Ray Reynolds said his girlfriend’s home was broken into 6-weeks ago and no culprit has been apprehended. Additionally, a friend had his lawnmower stolen recently and filed his report over the phone because an officer was not available to take the report on-site.
“I came here because my taxes increased,” Reynolds said. “If my taxes increase, I want the most for my money, and I don’t think you all have done a good job for the last year,” he told the board.
Eric Phillips said he understood the county only had a limited amount of money in the budget and many entities asking for funding. However, “there has to be a preeminent priority on public safety.
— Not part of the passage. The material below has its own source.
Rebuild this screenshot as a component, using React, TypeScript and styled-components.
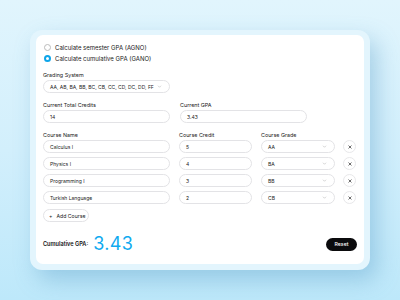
import React from "react";
import styled, { createGlobalStyle } from "styled-components";

const Global = createGlobalStyle`
  html, body { margin: 0; padding: 0; }
  body {
    width: 400px; height: 300px; overflow: hidden;
    font-family: Inter, "Noto Sans", sans-serif;
    background: linear-gradient(180deg, #e1f5fd 0%, #d2effc 50%, #bde8fa 100%);
  }
  * { box-sizing: border-box; }
`;

const Page = styled.div`
  width: 400px; height: 300px;
  padding: 30px 30px 0 30px;
`;

const Frame = styled.div`
  width: 340px; height: 240px;
  background: #e3f5fd;
  border-radius: 12px;
  padding: 5px 6px 6px 6px;
  box-shadow: 7px 10px 22px rgba(80, 150, 195, 0.38);
`;

const Card = styled.div`
  height: 100%;
  background: #fff;
  border-radius: 7px;
  padding: 7px 7px 0 7px;
  display: flex; flex-direction: column;
  white-space: nowrap;
`;

const RadioRow = styled.div`
  display: flex; align-items: center; gap: 4px;
  height: 11px; margin-left: 1px;
  font-size: 6px; color: #222;
`;

const Radio = styled.span<{ $on?: boolean }>`
  width: 7px; height: 7px; border-radius: 50%;
  border: ${p => (p.$on ? "2px solid #0ea5e9" : "0.7px solid #bbb")};
  background: #fff;
`;

const Spacer = styled.div<{ $h: number }>`
  height: ${p => p.$h}px; flex: none;
`;

const Label = styled.div`
  font-size: 5.4px; color: #222; height: 8px; line-height: 8px;
`;

const Field = styled.div<{ $w: number }>`
  width: ${p => p.$w}px; height: 13px;
  border: 0.8px solid #e3e3e6;
  border-radius: 7px;
  display: flex; align-items: center; justify-content: space-between;
  padding: 0 7px 0 6px;
  font-size: 5px; color: #222; background: #fff;
`;

const Chevron = styled.svg`
  width: 5px; height: 5px; flex: none;
`;

const Group = styled.div`
  display: flex; flex-direction: column; gap: 1px;
`;

const Row = styled.div`
  display: flex; align-items: flex-end; gap: 10px;
`;

const CourseGrid = styled.div`
  display: grid;
  grid-template-columns: 127px 73px 74px 13px;
  column-gap: 9px;
  row-gap: 4px;
  align-items: center;
  & > :nth-child(-n + 4) { margin-bottom: -3px; }
`;

const XBtn = styled.div`
  width: 13px; height: 13px; border-radius: 50%;
  border: 0.8px solid #e8e8ea;
  display: flex; align-items: center; justify-content: center;
  margin-left: -1px;
`;

const XIcon = styled.svg`
  width: 4px; height: 4px;
`;

const AddBtn = styled.div`
  width: 46px; height: 13px; border-radius: 7px;
  border: 0.8px solid #e3e3e6;
  display: flex; align-items: center; gap: 4px;
  padding-left: 5px;
  font-size: 5.2px; color: #222;
`;

const Footer = styled.div`
  margin-top: auto; margin-bottom: 11px;
  display: flex; align-items: center; justify-content: space-between;
`;

const Total = styled.div`
  display: flex; align-items: center; gap: 5px;
`;

const TotalLabel = styled.span`
  font-size: 5.6px; font-weight: 600; color: #111;
`;

const Big = styled.span`
  font-size: 18px; line-height: 18px; color: #0faaf0; letter-spacing: 0.3px;
`;

const Reset = styled.div`
  width: 31px; height: 13px; border-radius: 7px;
  background: #0b0b0d; color: #fff;
  font-size: 5.2px; font-weight: 500;
  display: flex; align-items: center; justify-content: center;
`;

const Chev = () => (
  <Chevron viewBox="0 0 10 10">
    <path d="M2.5 4 L5 6.5 L7.5 4" fill="none" stroke="#aaa" strokeWidth="1" strokeLinecap="round" />
  </Chevron>
);

const courses = [
  ["Calculus I", "5", "AA"],
  ["Physics I", "4", "BA"],
  ["Programming I", "3", "BB"],
  ["Turkish Language", "2", "CB"],
];

export default function App() {
  return (
    <>
      <Global />
      <Page>
        <Frame>
          <Card>
            <RadioRow><Radio />Calculate semester GPA (AGNO)</RadioRow>
            <RadioRow><Radio $on />Calculate cumulative GPA (GANO)</RadioRow>
            <Spacer $h={7} />
            <Group>
              <Label>Grading System</Label>
              <Field $w={127}>AA, AB, BA, BB, BC, CB, CC, CD, DC, DD, FF<Chev /></Field>
            </Group>
            <Spacer $h={8} />
            <Row>
              <Group>
                <Label>Current Total Credits</Label>
                <Field $w={127}>14</Field>
              </Group>
              <Group>
                <Label>Current GPA</Label>
                <Field $w={127}>3.43</Field>
              </Group>
            </Row>
            <Spacer $h={8} />
            <CourseGrid>
              <Label>Course Name</Label>
              <Label>Course Credit</Label>
              <Label>Course Grade</Label>
              <span />
              {courses.map(([n, c, g]) => (
                <React.Fragment key={n}>
                  <Field $w={127}>{n}</Field>
                  <Field $w={73}>{c}</Field>
                  <Field $w={74}>{g}<Chev /></Field>
                  <XBtn>
                    <XIcon viewBox="0 0 10 10">
                      <path d="M2 2 L8 8 M8 2 L2 8" stroke="#333" strokeWidth="1.8" strokeLinecap="round" />
                    </XIcon>
                  </XBtn>
                </React.Fragment>
              ))}
            </CourseGrid>
            <Spacer $h={5} />
            <AddBtn><span>+</span>Add Course</AddBtn>
            <Footer>
              <Total>
                <TotalLabel>Cumulative GPA:</TotalLabel>
                <Big>3.43</Big>
              </Total>
              <Reset>Reset</Reset>
            </Footer>
          </Card>
        </Frame>
      </Page>
    </>
  );
}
It doesn’t matter about all the other stuff if you don’t feel safe leaving your house or you can’t get a response.”
He suggested additional revenues could be realized without raising taxes by “getting (real estate) assessments right” which he said are currently “woefully, ridiculously low” in the county.
Hall said the comments about school resource officers not getting pay raises came as a surprise. “We are completely unaware of that,” he said. “As far as we know, everybody’s getting a raise of at least 6-percent.”
Vice-Chairman Joe Bryant, of the Collinsville District, said the board had a public hearing on the budget recently.
“Why is it that the sheriff’s department waited until the last minute of the next day before a board meeting to come up with this? Why wasn’t it brought up during the public hearing like it should have been?”
According to information provided by Martin, the average salary in the sheriff’s office in FY22 was $44,717 “before the staff were given over 6% raises in March 2022. These individuals were treated as getting their raises in advance.”
The average salary for FY23, as currently budgeted, will be $49,433 according to the document, which also stated the county’s current starting salary of $39,000 will increase to $43,160 effective July 1.
If supervisors wish to give officers a 5 percent raise, a tax increase would be needed. A penny increase in the real estate tax would generate $309,190. An increase of 2.15 cents would be needed to fund the 5-percent raise, which totals $664,420.